<<<<

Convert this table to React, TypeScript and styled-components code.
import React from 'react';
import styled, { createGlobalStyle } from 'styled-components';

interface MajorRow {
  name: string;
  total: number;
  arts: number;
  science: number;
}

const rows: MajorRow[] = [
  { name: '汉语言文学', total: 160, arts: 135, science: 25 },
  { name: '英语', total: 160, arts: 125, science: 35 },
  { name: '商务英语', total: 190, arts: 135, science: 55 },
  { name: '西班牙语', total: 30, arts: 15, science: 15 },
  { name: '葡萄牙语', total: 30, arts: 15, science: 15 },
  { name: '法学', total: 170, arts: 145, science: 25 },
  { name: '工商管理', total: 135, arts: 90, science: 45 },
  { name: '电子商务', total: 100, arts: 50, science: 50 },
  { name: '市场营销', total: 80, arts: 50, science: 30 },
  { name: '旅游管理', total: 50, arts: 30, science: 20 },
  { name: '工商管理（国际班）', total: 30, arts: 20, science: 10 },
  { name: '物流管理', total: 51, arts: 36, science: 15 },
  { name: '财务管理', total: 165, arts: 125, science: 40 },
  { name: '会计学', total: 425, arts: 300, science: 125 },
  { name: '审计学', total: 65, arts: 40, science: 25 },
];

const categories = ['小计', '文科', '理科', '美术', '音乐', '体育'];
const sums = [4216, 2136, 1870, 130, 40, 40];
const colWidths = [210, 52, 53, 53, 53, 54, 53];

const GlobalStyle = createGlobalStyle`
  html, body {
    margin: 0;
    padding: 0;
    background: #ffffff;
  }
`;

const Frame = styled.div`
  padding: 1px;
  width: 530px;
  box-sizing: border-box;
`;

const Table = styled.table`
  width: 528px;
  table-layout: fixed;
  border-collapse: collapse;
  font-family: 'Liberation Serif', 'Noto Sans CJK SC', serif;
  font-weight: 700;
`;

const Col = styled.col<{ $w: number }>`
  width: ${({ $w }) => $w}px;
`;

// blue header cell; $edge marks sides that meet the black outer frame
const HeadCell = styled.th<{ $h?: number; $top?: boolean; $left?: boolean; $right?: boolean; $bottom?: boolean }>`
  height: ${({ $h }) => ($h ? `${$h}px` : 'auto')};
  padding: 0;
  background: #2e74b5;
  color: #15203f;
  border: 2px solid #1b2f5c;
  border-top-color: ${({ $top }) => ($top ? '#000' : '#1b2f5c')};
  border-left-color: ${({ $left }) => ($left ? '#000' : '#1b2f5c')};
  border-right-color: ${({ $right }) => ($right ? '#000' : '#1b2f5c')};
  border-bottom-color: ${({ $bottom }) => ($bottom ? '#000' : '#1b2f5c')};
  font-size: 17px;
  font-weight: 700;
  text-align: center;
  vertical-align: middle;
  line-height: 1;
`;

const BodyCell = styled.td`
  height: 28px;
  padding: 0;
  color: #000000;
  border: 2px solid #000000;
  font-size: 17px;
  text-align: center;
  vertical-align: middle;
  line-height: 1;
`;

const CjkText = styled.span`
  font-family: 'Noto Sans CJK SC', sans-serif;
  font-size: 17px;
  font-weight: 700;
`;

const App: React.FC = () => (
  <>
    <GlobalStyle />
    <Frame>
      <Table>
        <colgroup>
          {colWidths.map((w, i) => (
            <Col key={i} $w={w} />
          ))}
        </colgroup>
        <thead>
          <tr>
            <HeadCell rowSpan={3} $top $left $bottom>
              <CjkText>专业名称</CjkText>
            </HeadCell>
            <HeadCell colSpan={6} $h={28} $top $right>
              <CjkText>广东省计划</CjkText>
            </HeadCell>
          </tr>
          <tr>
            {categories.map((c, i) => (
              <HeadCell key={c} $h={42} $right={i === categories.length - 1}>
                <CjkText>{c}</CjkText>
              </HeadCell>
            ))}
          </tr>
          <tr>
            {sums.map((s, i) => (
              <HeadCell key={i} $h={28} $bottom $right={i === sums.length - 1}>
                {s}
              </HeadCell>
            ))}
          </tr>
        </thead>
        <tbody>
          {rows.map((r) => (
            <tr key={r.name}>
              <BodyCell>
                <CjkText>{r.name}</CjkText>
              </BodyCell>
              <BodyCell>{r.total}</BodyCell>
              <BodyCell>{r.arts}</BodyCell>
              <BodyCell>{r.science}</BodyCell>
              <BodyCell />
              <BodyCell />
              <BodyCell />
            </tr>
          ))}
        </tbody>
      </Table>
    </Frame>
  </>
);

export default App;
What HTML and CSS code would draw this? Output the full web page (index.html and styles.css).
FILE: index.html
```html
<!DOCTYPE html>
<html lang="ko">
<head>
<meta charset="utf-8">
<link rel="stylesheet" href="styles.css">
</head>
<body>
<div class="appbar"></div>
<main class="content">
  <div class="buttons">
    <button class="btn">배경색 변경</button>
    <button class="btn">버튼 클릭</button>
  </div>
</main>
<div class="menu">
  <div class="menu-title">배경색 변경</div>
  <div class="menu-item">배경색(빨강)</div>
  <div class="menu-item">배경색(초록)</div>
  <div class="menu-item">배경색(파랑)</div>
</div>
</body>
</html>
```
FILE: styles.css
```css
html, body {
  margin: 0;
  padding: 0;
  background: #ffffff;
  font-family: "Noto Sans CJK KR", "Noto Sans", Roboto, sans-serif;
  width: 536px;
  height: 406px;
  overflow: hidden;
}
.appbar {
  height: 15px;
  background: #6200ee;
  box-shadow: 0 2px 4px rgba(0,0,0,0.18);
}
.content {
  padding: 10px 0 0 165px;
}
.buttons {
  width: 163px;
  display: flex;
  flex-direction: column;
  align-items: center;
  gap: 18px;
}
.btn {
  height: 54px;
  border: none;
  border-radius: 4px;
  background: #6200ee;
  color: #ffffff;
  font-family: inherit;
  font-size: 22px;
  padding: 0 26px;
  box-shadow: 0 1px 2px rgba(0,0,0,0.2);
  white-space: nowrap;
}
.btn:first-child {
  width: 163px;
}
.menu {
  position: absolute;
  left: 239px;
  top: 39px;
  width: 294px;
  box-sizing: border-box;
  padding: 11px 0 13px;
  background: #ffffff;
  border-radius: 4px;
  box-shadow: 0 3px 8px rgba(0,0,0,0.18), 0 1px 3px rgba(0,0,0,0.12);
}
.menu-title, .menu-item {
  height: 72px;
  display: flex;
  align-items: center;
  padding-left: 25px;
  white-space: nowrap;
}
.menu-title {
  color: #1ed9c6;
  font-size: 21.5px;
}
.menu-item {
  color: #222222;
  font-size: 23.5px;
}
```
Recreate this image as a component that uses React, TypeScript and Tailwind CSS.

>>>>

• **PROBLEM DETAILS**
Copy all data exactly, start to finish.

• **COMPLETE OUTPUT**
Convert this table to React, TypeScript and styled-components code.
import React from 'react';
import styled, { createGlobalStyle } from 'styled-components';

interface MajorRow {
  name: string;
  total: number;
  arts: number;
  science: number;
}

const rows: MajorRow[] = [
  { name: '汉语言文学', total: 160, arts: 135, science: 25 },
  { name: '英语', total: 160, arts: 125, science: 35 },
  { name: '商务英语', total: 190, arts: 135, science: 55 },
  { name: '西班牙语', total: 30, arts: 15, science: 15 },
  { name: '葡萄牙语', total: 30, arts: 15, science: 15 },
  { name: '法学', total: 170, arts: 145, science: 25 },
  { name: '工商管理', total: 135, arts: 90, science: 45 },
  { name: '电子商务', total: 100, arts: 50, science: 50 },
  { name: '市场营销', total: 80, arts: 50, science: 30 },
  { name: '旅游管理', total: 50, arts: 30, science: 20 },
  { name: '工商管理（国际班）', total: 30, arts: 20, science: 10 },
  { name: '物流管理', total: 51, arts: 36, science: 15 },
  { name: '财务管理', total: 165, arts: 125, science: 40 },
  { name: '会计学', total: 425, arts: 300, science: 125 },
  { name: '审计学', total: 65, arts: 40, science: 25 },
];

const categories = ['小计', '文科', '理科', '美术', '音乐', '体育'];
const sums = [4216, 2136, 1870, 130, 40, 40];
const colWidths = [210, 52, 53, 53, 53, 54, 53];

const GlobalStyle = createGlobalStyle`
  html, body {
    margin: 0;
    padding: 0;
    background: #ffffff;
  }
`;

const Frame = styled.div`
  padding: 1px;
  width: 530px;
  box-sizing: border-box;
`;

const Table = styled.table`
  width: 528px;
  table-layout: fixed;
  border-collapse: collapse;
  font-family: 'Liberation Serif', 'Noto Sans CJK SC', serif;
  font-weight: 700;
`;

const Col = styled.col<{ $w: number }>`
  width: ${({ $w }) => $w}px;
`;

// blue header cell; $edge marks sides that meet the black outer frame
const HeadCell = styled.th<{ $h?: number; $top?: boolean; $left?: boolean; $right?: boolean; $bottom?: boolean }>`
  height: ${({ $h }) => ($h ? `${$h}px` : 'auto')};
  padding: 0;
  background: #2e74b5;
  color: #15203f;
  border: 2px solid #1b2f5c;
  border-top-color: ${({ $top }) => ($top ? '#000' : '#1b2f5c')};
  border-left-color: ${({ $left }) => ($left ? '#000' : '#1b2f5c')};
  border-right-color: ${({ $right }) => ($right ? '#000' : '#1b2f5c')};
  border-bottom-color: ${({ $bottom }) => ($bottom ? '#000' : '#1b2f5c')};
  font-size: 17px;
  font-weight: 700;
  text-align: center;
  vertical-align: middle;
  line-height: 1;
`;

const BodyCell = styled.td`
  height: 28px;
  padding: 0;
  color: #000000;
  border: 2px solid #000000;
  font-size: 17px;
  text-align: center;
  vertical-align: middle;
  line-height: 1;
`;

const CjkText = styled.span`
  font-family: 'Noto Sans CJK SC', sans-serif;
  font-size: 17px;
  font-weight: 700;
`;

const App: React.FC = () => (
  <>
    <GlobalStyle />
    <Frame>
      <Table>
        <colgroup>
          {colWidths.map((w, i) => (
            <Col key={i} $w={w} />
          ))}
        </colgroup>
        <thead>
          <tr>
            <HeadCell rowSpan={3} $top $left $bottom>
              <CjkText>专业名称</CjkText>
            </HeadCell>
            <HeadCell colSpan={6} $h={28} $top $right>
              <CjkText>广东省计划</CjkText>
            </HeadCell>
          </tr>
          <tr>
            {categories.map((c, i) => (
              <HeadCell key={c} $h={42} $right={i === categories.length - 1}>
                <CjkText>{c}</CjkText>
              </HeadCell>
            ))}
          </tr>
          <tr>
            {sums.map((s, i) => (
              <HeadCell key={i} $h={28} $bottom $right={i === sums.length - 1}>
                {s}
              </HeadCell>
            ))}
          </tr>
        </thead>
        <tbody>
          {rows.map((r) => (
            <tr key={r.name}>
              <BodyCell>
                <CjkText>{r.name}</CjkText>
              </BodyCell>
              <BodyCell>{r.total}</BodyCell>
              <BodyCell>{r.arts}</BodyCell>
              <BodyCell>{r.science}</BodyCell>
              <BodyCell />
              <BodyCell />
              <BodyCell />
            </tr>
          ))}
        </tbody>
      </Table>
    </Frame>
  </>
);

export default App;
What HTML and CSS code would draw this? Output the full web page (index.html and styles.css).
FILE: index.html
```html
<!DOCTYPE html>
<html lang="ko">
<head>
<meta charset="utf-8">
<link rel="stylesheet" href="styles.css">
</head>
<body>
<div class="appbar"></div>
<main class="content">
  <div class="buttons">
    <button class="btn">배경색 변경</button>
    <button class="btn">버튼 클릭</button>
  </div>
</main>
<div class="menu">
  <div class="menu-title">배경색 변경</div>
  <div class="menu-item">배경색(빨강)</div>
  <div class="menu-item">배경색(초록)</div>
  <div class="menu-item">배경색(파랑)</div>
</div>
</body>
</html>
```
FILE: styles.css
```css
html, body {
  margin: 0;
  padding: 0;
  background: #ffffff;
  font-family: "Noto Sans CJK KR", "Noto Sans", Roboto, sans-serif;
  width: 536px;
  height: 406px;
  overflow: hidden;
}
.appbar {
  height: 15px;
  background: #6200ee;
  box-shadow: 0 2px 4px rgba(0,0,0,0.18);
}
.content {
  padding: 10px 0 0 165px;
}
.buttons {
  width: 163px;
  display: flex;
  flex-direction: column;
  align-items: center;
  gap: 18px;
}
.btn {
  height: 54px;
  border: none;
  border-radius: 4px;
  background: #6200ee;
  color: #ffffff;
  font-family: inherit;
  font-size: 22px;
  padding: 0 26px;
  box-shadow: 0 1px 2px rgba(0,0,0,0.2);
  white-space: nowrap;
}
.btn:first-child {
  width: 163px;
}
.menu {
  position: absolute;
  left: 239px;
  top: 39px;
  width: 294px;
  box-sizing: border-box;
  padding: 11px 0 13px;
  background: #ffffff;
  border-radius: 4px;
  box-shadow: 0 3px 8px rgba(0,0,0,0.18), 0 1px 3px rgba(0,0,0,0.12);
}
.menu-title, .menu-item {
  height: 72px;
  display: flex;
  align-items: center;
  padding-left: 25px;
  white-space: nowrap;
}
.menu-title {
  color: #1ed9c6;
  font-size: 21.5px;
}
.menu-item {
  color: #222222;
  font-size: 23.5px;
}
```
Recreate this image as a component that uses React, TypeScript and Tailwind CSS.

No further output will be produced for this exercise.